_Data in this exercise_.
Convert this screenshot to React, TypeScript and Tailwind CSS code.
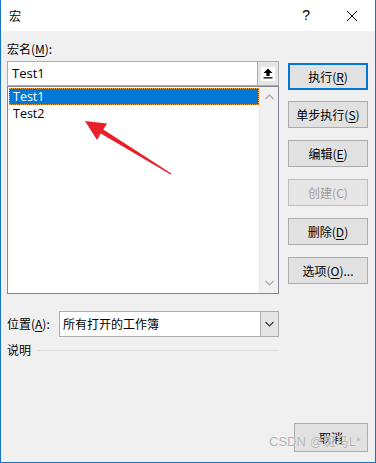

...

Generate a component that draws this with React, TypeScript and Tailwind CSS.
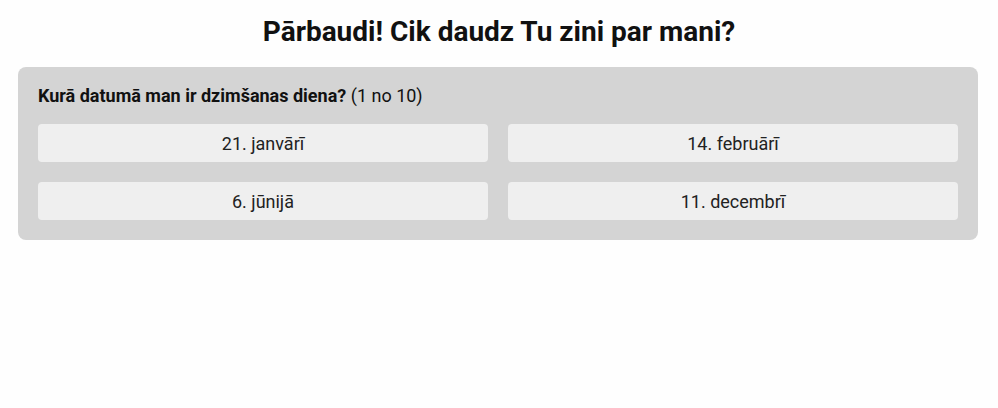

...

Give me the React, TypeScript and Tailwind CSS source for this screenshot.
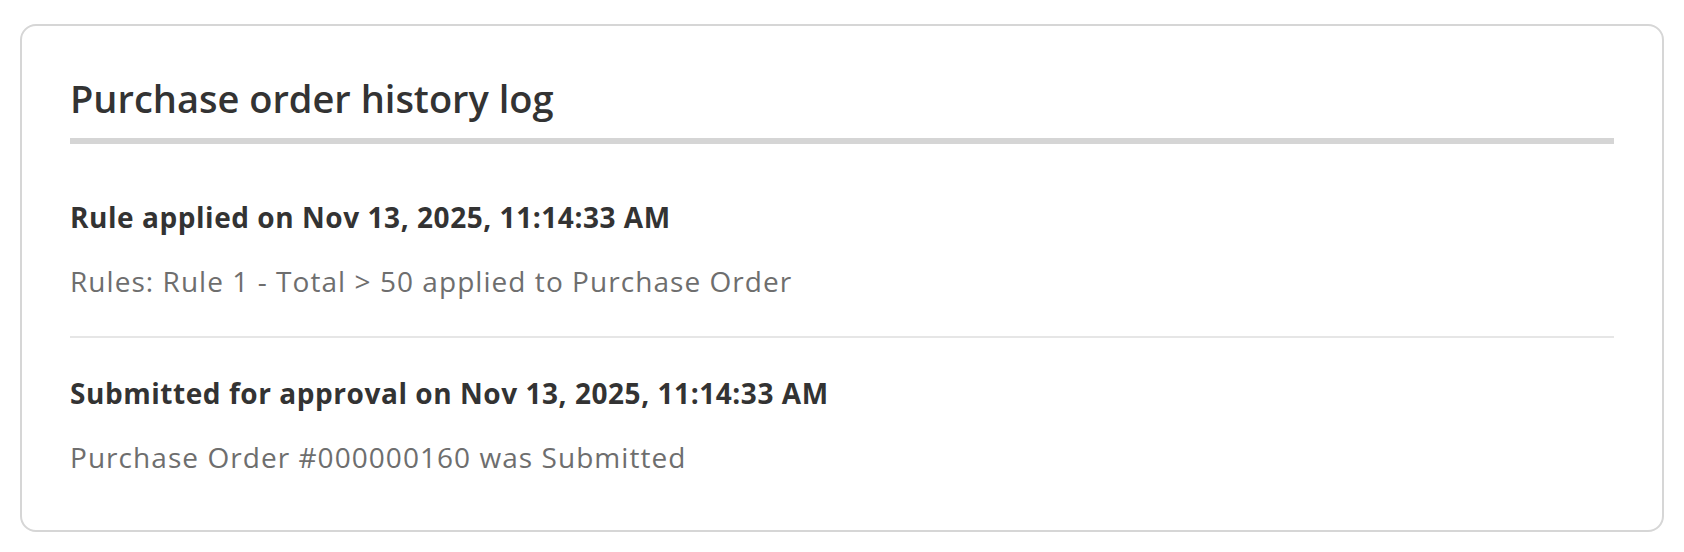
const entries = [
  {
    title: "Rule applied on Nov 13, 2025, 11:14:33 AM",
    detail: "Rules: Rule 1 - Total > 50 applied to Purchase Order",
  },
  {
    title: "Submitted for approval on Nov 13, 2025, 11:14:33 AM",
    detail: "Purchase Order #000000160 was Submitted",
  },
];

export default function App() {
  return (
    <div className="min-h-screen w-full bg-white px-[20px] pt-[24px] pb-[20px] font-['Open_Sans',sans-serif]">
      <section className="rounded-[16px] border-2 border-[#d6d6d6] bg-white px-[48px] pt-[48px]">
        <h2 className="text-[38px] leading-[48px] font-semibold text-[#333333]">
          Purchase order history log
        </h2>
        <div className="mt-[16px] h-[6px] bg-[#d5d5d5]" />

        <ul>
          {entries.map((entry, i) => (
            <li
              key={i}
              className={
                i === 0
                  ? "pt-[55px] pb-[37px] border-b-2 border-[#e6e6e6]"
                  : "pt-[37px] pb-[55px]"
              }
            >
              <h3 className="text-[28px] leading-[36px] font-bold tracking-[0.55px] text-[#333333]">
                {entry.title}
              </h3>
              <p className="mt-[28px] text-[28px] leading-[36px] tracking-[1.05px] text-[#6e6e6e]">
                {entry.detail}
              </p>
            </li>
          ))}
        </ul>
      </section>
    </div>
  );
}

_The task_. Search the data above for the string "React" and copy each line that has it.

_Solution_.
Convert this screenshot to React, TypeScript and Tailwind CSS code.
Generate a component that draws this with React, TypeScript and Tailwind CSS.
Give me the React, TypeScript and Tailwind CSS source for this screenshot.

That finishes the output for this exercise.